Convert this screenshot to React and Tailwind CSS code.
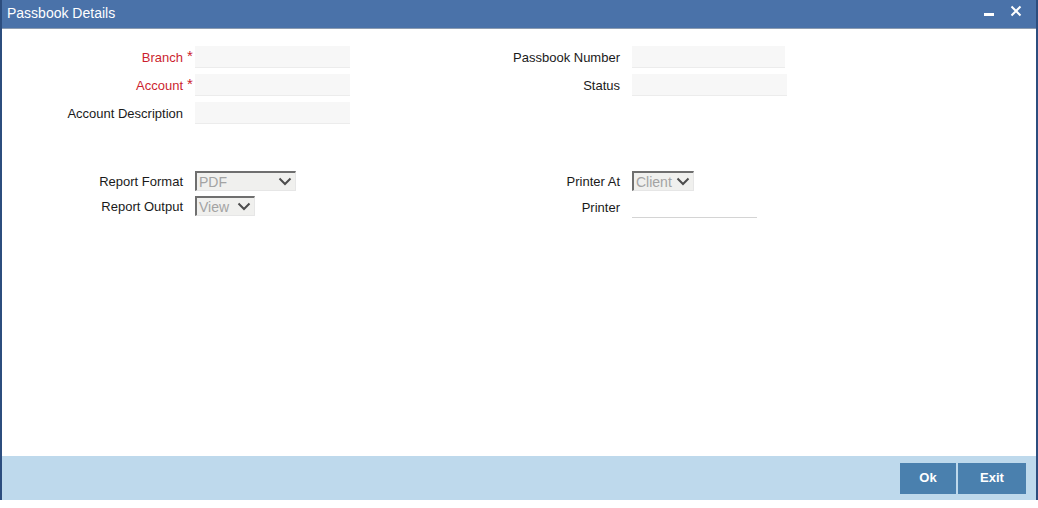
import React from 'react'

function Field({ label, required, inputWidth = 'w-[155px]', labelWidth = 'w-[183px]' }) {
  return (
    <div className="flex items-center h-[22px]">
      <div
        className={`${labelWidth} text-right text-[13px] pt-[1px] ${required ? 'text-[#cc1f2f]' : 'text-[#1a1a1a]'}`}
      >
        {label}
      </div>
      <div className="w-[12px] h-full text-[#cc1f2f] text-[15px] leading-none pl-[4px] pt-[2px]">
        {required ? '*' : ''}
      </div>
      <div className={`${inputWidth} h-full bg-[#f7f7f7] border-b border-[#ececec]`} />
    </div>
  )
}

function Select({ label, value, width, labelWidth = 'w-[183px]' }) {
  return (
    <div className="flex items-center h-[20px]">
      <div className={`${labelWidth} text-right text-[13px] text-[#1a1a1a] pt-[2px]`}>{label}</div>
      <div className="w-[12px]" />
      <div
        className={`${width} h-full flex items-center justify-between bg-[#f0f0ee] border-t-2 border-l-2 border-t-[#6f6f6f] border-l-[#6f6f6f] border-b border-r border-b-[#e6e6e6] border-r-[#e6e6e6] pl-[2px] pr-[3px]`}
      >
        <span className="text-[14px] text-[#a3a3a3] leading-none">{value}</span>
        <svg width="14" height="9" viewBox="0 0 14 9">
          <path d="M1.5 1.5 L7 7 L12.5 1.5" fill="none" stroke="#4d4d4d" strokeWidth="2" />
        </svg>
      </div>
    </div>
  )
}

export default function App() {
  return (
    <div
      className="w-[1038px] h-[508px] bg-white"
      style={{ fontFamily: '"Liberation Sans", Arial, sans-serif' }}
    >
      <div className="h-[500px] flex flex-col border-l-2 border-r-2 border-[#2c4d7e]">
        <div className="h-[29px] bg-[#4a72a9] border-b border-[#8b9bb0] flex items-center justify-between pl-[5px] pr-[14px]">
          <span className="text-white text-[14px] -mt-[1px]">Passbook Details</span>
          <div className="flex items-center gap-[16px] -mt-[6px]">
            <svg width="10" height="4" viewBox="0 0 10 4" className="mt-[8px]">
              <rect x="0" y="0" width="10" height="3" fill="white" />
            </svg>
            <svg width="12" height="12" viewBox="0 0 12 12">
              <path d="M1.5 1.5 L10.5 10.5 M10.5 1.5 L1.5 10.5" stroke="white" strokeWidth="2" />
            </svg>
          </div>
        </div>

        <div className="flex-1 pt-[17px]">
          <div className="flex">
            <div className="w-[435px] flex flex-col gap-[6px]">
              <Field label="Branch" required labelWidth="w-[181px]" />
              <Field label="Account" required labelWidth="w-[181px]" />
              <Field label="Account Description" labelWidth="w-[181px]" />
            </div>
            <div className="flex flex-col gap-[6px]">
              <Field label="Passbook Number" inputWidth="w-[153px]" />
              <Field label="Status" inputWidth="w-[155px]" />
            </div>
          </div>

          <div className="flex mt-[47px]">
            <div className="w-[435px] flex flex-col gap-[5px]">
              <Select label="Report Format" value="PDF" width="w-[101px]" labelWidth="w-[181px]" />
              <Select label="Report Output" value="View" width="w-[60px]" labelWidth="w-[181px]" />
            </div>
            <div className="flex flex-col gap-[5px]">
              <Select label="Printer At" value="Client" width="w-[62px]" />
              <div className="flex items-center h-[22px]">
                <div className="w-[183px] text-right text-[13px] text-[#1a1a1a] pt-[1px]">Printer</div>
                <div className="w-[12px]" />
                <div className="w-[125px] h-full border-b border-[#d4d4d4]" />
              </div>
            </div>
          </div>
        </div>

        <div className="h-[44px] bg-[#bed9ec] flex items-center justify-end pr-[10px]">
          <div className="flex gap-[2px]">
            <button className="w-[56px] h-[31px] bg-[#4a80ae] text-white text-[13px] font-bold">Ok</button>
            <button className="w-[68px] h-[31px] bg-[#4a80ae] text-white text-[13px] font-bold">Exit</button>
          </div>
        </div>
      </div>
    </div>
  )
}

──────────────────────────────

WRITTEN PROBLEM —
Your task is to return the lines above, from the first one up to and including the line containing "import React from 'react'", minus any pictures.

EXERCISE RESPONSE —
Convert this screenshot to React and Tailwind CSS code.
import React from 'react'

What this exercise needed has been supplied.